-- DATASET EXTRACT start --

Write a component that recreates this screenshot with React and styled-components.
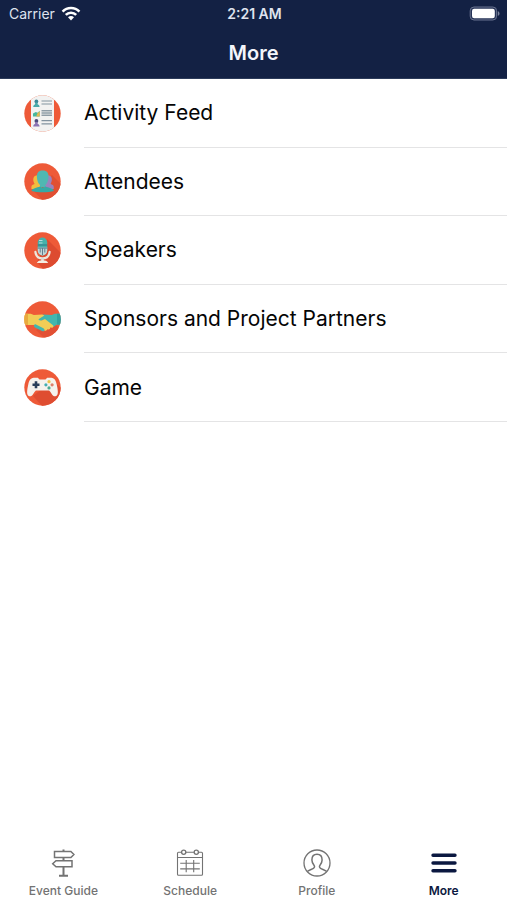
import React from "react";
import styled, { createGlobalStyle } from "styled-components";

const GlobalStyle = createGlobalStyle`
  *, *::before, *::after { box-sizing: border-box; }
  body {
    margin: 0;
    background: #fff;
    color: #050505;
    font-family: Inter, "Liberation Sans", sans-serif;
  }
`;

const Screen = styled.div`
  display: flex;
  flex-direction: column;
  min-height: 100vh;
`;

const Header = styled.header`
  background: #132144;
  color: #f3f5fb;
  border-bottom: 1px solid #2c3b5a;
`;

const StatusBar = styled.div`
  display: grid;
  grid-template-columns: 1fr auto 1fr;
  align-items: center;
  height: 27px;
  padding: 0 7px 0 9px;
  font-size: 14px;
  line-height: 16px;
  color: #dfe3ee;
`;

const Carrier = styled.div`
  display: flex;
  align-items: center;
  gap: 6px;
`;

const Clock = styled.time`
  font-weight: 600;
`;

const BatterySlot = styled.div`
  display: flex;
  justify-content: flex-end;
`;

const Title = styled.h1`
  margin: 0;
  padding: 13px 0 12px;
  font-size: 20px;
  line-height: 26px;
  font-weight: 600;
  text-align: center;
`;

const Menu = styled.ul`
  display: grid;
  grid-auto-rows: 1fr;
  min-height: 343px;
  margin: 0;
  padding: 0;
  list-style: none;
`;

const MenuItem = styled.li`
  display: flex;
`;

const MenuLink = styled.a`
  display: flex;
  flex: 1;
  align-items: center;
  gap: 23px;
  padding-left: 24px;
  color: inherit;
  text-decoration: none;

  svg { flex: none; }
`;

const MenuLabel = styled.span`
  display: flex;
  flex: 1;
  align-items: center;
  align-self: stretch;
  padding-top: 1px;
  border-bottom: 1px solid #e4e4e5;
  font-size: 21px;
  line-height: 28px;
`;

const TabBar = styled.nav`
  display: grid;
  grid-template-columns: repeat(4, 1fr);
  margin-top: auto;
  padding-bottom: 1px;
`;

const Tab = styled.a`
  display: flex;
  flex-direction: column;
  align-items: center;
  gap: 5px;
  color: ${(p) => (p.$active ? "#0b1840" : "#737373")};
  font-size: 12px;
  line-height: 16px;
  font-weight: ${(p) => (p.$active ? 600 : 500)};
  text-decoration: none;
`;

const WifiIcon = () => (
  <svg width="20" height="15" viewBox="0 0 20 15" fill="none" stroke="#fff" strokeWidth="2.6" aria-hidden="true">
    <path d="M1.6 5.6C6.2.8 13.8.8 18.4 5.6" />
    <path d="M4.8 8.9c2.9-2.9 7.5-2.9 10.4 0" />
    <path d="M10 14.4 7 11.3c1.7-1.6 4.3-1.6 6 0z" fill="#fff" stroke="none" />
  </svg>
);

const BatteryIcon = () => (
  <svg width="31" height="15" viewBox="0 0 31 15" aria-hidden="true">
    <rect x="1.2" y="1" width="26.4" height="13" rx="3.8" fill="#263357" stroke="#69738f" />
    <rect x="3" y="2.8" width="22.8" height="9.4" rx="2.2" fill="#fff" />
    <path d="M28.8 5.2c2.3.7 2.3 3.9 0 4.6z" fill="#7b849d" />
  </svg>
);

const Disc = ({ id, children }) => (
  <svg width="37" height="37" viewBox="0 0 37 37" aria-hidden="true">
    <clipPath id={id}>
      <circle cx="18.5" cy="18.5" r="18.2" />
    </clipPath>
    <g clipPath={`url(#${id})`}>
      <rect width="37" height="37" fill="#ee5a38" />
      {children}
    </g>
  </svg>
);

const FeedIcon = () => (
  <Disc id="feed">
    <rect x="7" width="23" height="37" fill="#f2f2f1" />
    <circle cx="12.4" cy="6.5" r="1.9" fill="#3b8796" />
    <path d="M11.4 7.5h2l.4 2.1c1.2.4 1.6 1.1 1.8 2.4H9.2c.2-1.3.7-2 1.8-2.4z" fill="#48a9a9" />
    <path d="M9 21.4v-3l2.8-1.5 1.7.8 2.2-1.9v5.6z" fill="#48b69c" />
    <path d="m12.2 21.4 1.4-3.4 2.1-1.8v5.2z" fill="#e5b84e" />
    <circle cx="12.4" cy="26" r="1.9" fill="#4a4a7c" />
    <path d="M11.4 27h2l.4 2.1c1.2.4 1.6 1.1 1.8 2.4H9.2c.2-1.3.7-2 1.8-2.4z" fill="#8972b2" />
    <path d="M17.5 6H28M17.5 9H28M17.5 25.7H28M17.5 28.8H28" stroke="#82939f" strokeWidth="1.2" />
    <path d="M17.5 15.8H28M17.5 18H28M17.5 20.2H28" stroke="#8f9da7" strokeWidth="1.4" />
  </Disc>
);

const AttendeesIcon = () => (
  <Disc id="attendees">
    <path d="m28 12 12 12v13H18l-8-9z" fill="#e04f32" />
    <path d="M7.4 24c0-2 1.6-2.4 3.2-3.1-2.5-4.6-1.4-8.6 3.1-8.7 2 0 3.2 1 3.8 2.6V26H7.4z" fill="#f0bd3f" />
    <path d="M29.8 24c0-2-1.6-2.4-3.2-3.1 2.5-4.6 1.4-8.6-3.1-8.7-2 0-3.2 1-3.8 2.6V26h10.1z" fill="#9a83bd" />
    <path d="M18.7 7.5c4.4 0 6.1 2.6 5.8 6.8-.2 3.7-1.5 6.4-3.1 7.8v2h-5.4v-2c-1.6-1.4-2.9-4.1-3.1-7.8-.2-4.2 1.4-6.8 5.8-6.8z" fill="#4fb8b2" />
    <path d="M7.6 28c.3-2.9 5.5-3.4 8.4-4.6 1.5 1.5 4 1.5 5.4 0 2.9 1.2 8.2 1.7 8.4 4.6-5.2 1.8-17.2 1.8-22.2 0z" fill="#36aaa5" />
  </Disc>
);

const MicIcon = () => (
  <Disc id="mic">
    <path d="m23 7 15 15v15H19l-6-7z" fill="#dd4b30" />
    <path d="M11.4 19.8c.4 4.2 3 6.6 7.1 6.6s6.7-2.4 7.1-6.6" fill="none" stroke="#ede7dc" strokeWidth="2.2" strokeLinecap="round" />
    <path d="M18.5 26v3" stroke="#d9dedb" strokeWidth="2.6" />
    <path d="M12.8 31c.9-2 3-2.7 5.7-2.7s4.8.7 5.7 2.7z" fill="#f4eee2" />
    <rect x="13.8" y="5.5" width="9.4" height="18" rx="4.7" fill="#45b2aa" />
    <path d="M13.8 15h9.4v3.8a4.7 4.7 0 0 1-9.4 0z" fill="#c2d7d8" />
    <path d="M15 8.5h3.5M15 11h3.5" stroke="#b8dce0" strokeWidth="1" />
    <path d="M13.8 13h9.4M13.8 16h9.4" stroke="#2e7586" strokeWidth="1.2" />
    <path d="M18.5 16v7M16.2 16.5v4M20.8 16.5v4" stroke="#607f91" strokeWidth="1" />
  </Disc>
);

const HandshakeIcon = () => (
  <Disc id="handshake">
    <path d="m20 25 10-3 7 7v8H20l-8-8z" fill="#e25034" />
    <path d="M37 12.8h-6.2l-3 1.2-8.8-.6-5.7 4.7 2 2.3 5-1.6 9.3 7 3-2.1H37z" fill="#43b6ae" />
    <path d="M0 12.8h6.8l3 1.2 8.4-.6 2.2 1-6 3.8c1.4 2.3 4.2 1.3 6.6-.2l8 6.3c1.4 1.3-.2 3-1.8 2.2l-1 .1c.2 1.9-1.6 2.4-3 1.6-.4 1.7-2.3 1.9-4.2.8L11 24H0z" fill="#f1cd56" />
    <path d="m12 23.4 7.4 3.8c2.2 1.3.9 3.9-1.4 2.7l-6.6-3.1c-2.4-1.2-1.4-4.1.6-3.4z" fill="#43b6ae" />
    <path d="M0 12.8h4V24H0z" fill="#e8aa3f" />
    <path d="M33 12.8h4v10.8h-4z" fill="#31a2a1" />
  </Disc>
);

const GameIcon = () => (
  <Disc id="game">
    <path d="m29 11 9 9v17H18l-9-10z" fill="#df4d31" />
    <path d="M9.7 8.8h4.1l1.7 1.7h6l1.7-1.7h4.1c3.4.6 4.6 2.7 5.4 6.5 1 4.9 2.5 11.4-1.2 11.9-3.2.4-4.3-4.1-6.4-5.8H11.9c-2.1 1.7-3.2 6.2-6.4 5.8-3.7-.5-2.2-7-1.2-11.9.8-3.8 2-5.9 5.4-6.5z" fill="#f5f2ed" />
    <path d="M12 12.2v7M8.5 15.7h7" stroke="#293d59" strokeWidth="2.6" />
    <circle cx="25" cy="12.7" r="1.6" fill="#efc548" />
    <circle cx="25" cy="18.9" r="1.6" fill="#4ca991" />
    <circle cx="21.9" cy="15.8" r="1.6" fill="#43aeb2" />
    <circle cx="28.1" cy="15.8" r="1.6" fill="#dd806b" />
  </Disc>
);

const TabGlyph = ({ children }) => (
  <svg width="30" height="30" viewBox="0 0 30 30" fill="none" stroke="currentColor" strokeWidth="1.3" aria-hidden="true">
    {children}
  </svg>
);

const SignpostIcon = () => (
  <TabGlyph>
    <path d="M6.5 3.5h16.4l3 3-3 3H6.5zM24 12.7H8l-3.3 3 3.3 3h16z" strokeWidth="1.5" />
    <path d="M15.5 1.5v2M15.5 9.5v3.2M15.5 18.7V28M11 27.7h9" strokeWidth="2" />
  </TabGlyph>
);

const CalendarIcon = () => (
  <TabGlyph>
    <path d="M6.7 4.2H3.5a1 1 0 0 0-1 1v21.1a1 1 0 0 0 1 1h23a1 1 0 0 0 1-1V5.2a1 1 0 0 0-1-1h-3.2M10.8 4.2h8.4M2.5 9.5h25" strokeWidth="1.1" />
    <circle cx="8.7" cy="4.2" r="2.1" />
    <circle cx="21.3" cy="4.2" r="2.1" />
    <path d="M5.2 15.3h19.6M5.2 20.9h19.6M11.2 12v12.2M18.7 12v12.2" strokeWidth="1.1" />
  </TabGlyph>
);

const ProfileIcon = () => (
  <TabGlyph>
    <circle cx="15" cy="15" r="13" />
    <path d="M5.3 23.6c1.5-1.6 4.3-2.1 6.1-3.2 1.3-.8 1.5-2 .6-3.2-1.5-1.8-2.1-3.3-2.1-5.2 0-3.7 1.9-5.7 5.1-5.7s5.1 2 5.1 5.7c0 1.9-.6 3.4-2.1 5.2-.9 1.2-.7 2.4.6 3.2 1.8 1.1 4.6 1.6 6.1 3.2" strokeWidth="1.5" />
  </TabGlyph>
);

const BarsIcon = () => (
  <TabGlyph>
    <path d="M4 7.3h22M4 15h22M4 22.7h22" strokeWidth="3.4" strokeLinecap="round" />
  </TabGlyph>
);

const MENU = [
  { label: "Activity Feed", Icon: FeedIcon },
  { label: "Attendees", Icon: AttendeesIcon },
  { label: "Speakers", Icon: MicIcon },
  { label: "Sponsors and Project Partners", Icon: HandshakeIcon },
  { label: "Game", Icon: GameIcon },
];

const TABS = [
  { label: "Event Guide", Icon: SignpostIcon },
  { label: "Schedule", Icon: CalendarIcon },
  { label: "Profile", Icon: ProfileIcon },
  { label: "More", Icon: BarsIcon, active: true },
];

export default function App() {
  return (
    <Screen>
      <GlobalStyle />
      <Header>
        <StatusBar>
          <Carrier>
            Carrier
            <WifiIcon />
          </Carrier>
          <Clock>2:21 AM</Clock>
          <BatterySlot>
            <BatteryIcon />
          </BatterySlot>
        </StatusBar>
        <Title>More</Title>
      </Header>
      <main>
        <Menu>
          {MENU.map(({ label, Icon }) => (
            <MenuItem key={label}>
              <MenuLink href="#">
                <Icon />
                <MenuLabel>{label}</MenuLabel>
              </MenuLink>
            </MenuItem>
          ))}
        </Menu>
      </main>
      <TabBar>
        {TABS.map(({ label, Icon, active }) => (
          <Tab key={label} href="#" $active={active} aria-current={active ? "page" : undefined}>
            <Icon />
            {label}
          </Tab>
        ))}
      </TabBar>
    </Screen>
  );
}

-- DATASET EXTRACT end --

• _EXERCISE DETAILS_: Of all the lines above, how many contain "React"? Give the number and nothing more.

• _EXERCISE SOLUTION_: 2